*WHAT NEEDS TO BE DONE*: Quote the listing below in full and exactly as written, but omit every picture.

*DATA PROVIDED*:

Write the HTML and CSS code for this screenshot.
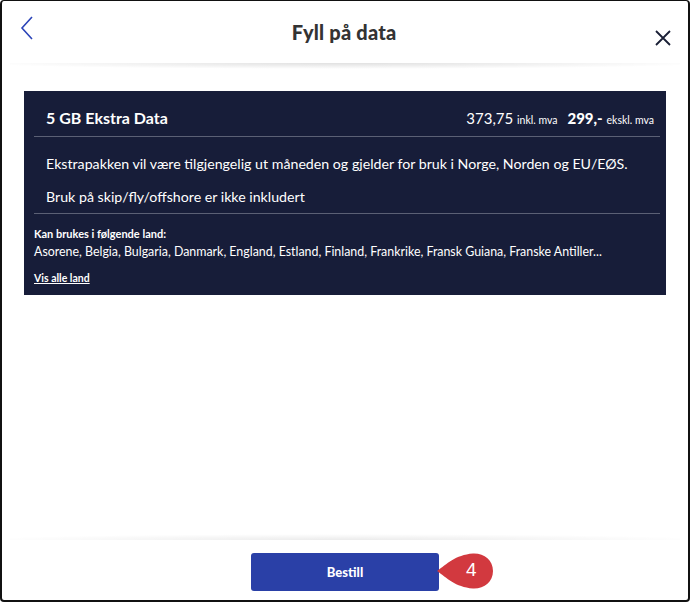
FILE: index.html
```html
<!DOCTYPE html>
<html lang="no">
<head>
<meta charset="utf-8">
<title>Fyll på data</title>
<link rel="stylesheet" href="styles.css">
</head>
<body>
<div class="dialog">
  <header class="header">
    <button class="icon-btn back" aria-label="Tilbake">
      <svg width="14" height="24" viewBox="0 0 14 24"><path d="M12 1 L2 12 L12 23" fill="none" stroke="#2b44b8" stroke-width="1.6"/></svg>
    </button>
    <h1 class="title">Fyll på data</h1>
    <button class="icon-btn close" aria-label="Lukk">
      <svg width="18" height="18" viewBox="0 0 18 18"><path d="M2 2 L16 16 M16 2 L2 16" fill="none" stroke="#1a1f36" stroke-width="1.8"/></svg>
    </button>
  </header>
  <div class="shadow-top"></div>
  <main class="content">
    <section class="card">
      <div class="card-head">
        <span class="name">5 GB Ekstra Data</span>
        <span class="price"><span class="num">373,75</span> <span class="unit">inkl. mva</span><span class="num bold">299,-</span> <span class="unit">ekskl. mva</span></span>
      </div>
      <div class="card-body">
        <p>Ekstrapakken vil være tilgjengelig ut måneden og gjelder for bruk i Norge, Norden og EU/EØS.</p>
        <p>Bruk på skip/fly/offshore er ikke inkludert</p>
      </div>
      <div class="card-foot">
        <div class="label">Kan brukes i følgende land:</div>
        <div class="countries">Asorene, Belgia, Bulgaria, Danmark, England, Estland, Finland, Frankrike, Fransk Guiana, Franske Antiller...</div>
        <a class="all" href="#">Vis alle land</a>
      </div>
    </section>
  </main>
  <div class="shadow-bottom"></div>
  <footer class="footer">
    <div class="btn-wrap">
      <button class="order">Bestill</button>
      <span class="badge">
        <svg width="58" height="38" viewBox="0 0 58 38"><path d="M0 19 C10 12 18 3 36 1.5 C47 1 56 8 56 19 C56 30 47 37 36 36.5 C18 35 10 26 0 19 Z" fill="#d2393f"/></svg>
        <span class="badge-num">4</span>
      </span>
    </div>
  </footer>
</div>
</body>
</html>
```

FILE: styles.css
```css
* { box-sizing: border-box; }
html, body { margin: 0; padding: 0; background: #fff; }
body { font-family: Lato, "Open Sans", sans-serif; }
.dialog {
  width: 690px;
  height: 602px;
  border: 2px solid #111;
  border-top-width: 1px;
  border-radius: 4px;
  display: flex;
  flex-direction: column;
  background: #fff;
  overflow: hidden;
}
.header {
  height: 62px;
  display: flex;
  align-items: center;
  justify-content: space-between;
  padding: 0 16px 0 18px;
  flex: none;
}
.icon-btn { background: none; border: 0; padding: 0; display: flex; }
.back { margin-top: -8px; }
.close { margin-top: 12px; }
.title {
  margin: 0;
  font-size: 20px;
  font-weight: 900;
  color: #333;
  letter-spacing: 0.2px;
}
.shadow-top {
  height: 6px;
  flex: none;
  margin: 0 8px;
  background: radial-gradient(ellipse 55% 100% at 50% 0%, rgba(0,0,0,0.12), rgba(0,0,0,0) 100%);
}
.content { flex: 1; padding: 22px 22px 0 22px; }
.card {
  background: #171d39;
  color: #fff;
  padding: 0 6px 0 10px;
  height: 204px;
}
.card-head {
  display: flex;
  justify-content: space-between;
  align-items: baseline;
  padding: 17px 6px 9px 12px;
  border-bottom: 1px solid #5b6075;
}
.name { font-size: 16px; font-weight: 700; }
.price { font-size: 15px; }
.unit { font-size: 10.5px; margin-right: 10px; }
.unit:last-child { margin-right: 0; }
.bold { font-weight: 900; }
.card-body {
  padding: 4px 12px 6px 12px;
  border-bottom: 1px solid #5b6075;
  font-size: 14.2px;
}
.card-body p { margin: 12px 0 0 0; line-height: 21px; }
.card-body p + p { margin-top: 12px; }
.card-foot { padding: 13px 0 0 0; }
.label { font-size: 11px; font-weight: 700; }
.countries { font-size: 12.4px; margin-top: 4px; }
.all {
  display: inline-block;
  margin-top: 13px;
  font-size: 10.5px;
  font-weight: 700;
  color: #fff;
  text-decoration: underline;
}
.shadow-bottom {
  height: 6px;
  flex: none;
  margin: 0 8px;
  background: radial-gradient(ellipse 55% 100% at 50% 100%, rgba(0,0,0,0.08), rgba(0,0,0,0) 100%);
}
.footer {
  height: 60px;
  flex: none;
  display: flex;
  justify-content: center;
  padding-top: 13px;
}
.btn-wrap { position: relative; }
.order {
  width: 188px;
  height: 38px;
  border: 0;
  border-radius: 3px;
  background: #2a40a7;
  color: #fff;
  font-family: Lato, sans-serif;
  font-size: 13px;
  font-weight: 900;
}
.badge {
  position: absolute;
  left: 186px;
  top: -1px;
  width: 58px;
  height: 38px;
}
.badge svg { display: block; }
.badge-num {
  position: absolute;
  left: 29px;
  top: 7px;
  color: #fff;
  font-family: "Liberation Sans", Arial, sans-serif;
  font-size: 19px;
}
```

*THE ANSWER*:
Write the HTML and CSS code for this screenshot.
FILE: index.html
```html
<!DOCTYPE html>
<html lang="no">
<head>
<meta charset="utf-8">
<title>Fyll på data</title>
<link rel="stylesheet" href="styles.css">
</head>
<body>
<div class="dialog">
  <header class="header">
    <button class="icon-btn back" aria-label="Tilbake">
      <svg width="14" height="24" viewBox="0 0 14 24"><path d="M12 1 L2 12 L12 23" fill="none" stroke="#2b44b8" stroke-width="1.6"/></svg>
    </button>
    <h1 class="title">Fyll på data</h1>
    <button class="icon-btn close" aria-label="Lukk">
      <svg width="18" height="18" viewBox="0 0 18 18"><path d="M2 2 L16 16 M16 2 L2 16" fill="none" stroke="#1a1f36" stroke-width="1.8"/></svg>
    </button>
  </header>
  <div class="shadow-top"></div>
  <main class="content">
    <section class="card">
      <div class="card-head">
        <span class="name">5 GB Ekstra Data</span>
        <span class="price"><span class="num">373,75</span> <span class="unit">inkl. mva</span><span class="num bold">299,-</span> <span class="unit">ekskl. mva</span></span>
      </div>
      <div class="card-body">
        <p>Ekstrapakken vil være tilgjengelig ut måneden og gjelder for bruk i Norge, Norden og EU/EØS.</p>
        <p>Bruk på skip/fly/offshore er ikke inkludert</p>
      </div>
      <div class="card-foot">
        <div class="label">Kan brukes i følgende land:</div>
        <div class="countries">Asorene, Belgia, Bulgaria, Danmark, England, Estland, Finland, Frankrike, Fransk Guiana, Franske Antiller...</div>
        <a class="all" href="#">Vis alle land</a>
      </div>
    </section>
  </main>
  <div class="shadow-bottom"></div>
  <footer class="footer">
    <div class="btn-wrap">
      <button class="order">Bestill</button>
      <span class="badge">
        <svg width="58" height="38" viewBox="0 0 58 38"><path d="M0 19 C10 12 18 3 36 1.5 C47 1 56 8 56 19 C56 30 47 37 36 36.5 C18 35 10 26 0 19 Z" fill="#d2393f"/></svg>
        <span class="badge-num">4</span>
      </span>
    </div>
  </footer>
</div>
</body>
</html>
```

FILE: styles.css
```css
* { box-sizing: border-box; }
html, body { margin: 0; padding: 0; background: #fff; }
body { font-family: Lato, "Open Sans", sans-serif; }
.dialog {
  width: 690px;
  height: 602px;
  border: 2px solid #111;
  border-top-width: 1px;
  border-radius: 4px;
  display: flex;
  flex-direction: column;
  background: #fff;
  overflow: hidden;
}
.header {
  height: 62px;
  display: flex;
  align-items: center;
  justify-content: space-between;
  padding: 0 16px 0 18px;
  flex: none;
}
.icon-btn { background: none; border: 0; padding: 0; display: flex; }
.back { margin-top: -8px; }
.close { margin-top: 12px; }
.title {
  margin: 0;
  font-size: 20px;
  font-weight: 900;
  color: #333;
  letter-spacing: 0.2px;
}
.shadow-top {
  height: 6px;
  flex: none;
  margin: 0 8px;
  background: radial-gradient(ellipse 55% 100% at 50% 0%, rgba(0,0,0,0.12), rgba(0,0,0,0) 100%);
}
.content { flex: 1; padding: 22px 22px 0 22px; }
.card {
  background: #171d39;
  color: #fff;
  padding: 0 6px 0 10px;
  height: 204px;
}
.card-head {
  display: flex;
  justify-content: space-between;
  align-items: baseline;
  padding: 17px 6px 9px 12px;
  border-bottom: 1px solid #5b6075;
}
.name { font-size: 16px; font-weight: 700; }
.price { font-size: 15px; }
.unit { font-size: 10.5px; margin-right: 10px; }
.unit:last-child { margin-right: 0; }
.bold { font-weight: 900; }
.card-body {
  padding: 4px 12px 6px 12px;
  border-bottom: 1px solid #5b6075;
  font-size: 14.2px;
}
.card-body p { margin: 12px 0 0 0; line-height: 21px; }
.card-body p + p { margin-top: 12px; }
.card-foot { padding: 13px 0 0 0; }
.label { font-size: 11px; font-weight: 700; }
.countries { font-size: 12.4px; margin-top: 4px; }
.all {
  display: inline-block;
  margin-top: 13px;
  font-size: 10.5px;
  font-weight: 700;
  color: #fff;
  text-decoration: underline;
}
.shadow-bottom {
  height: 6px;
  flex: none;
  margin: 0 8px;
  background: radial-gradient(ellipse 55% 100% at 50% 100%, rgba(0,0,0,0.08), rgba(0,0,0,0) 100%);
}
.footer {
  height: 60px;
  flex: none;
  display: flex;
  justify-content: center;
  padding-top: 13px;
}
.btn-wrap { position: relative; }
.order {
  width: 188px;
  height: 38px;
  border: 0;
  border-radius: 3px;
  background: #2a40a7;
  color: #fff;
  font-family: Lato, sans-serif;
  font-size: 13px;
  font-weight: 900;
}
.badge {
  position: absolute;
  left: 186px;
  top: -1px;
  width: 58px;
  height: 38px;
}
.badge svg { display: block; }
.badge-num {
  position: absolute;
  left: 29px;
  top: 7px;
  color: #fff;
  font-family: "Liberation Sans", Arial, sans-serif;
  font-size: 19px;
}
```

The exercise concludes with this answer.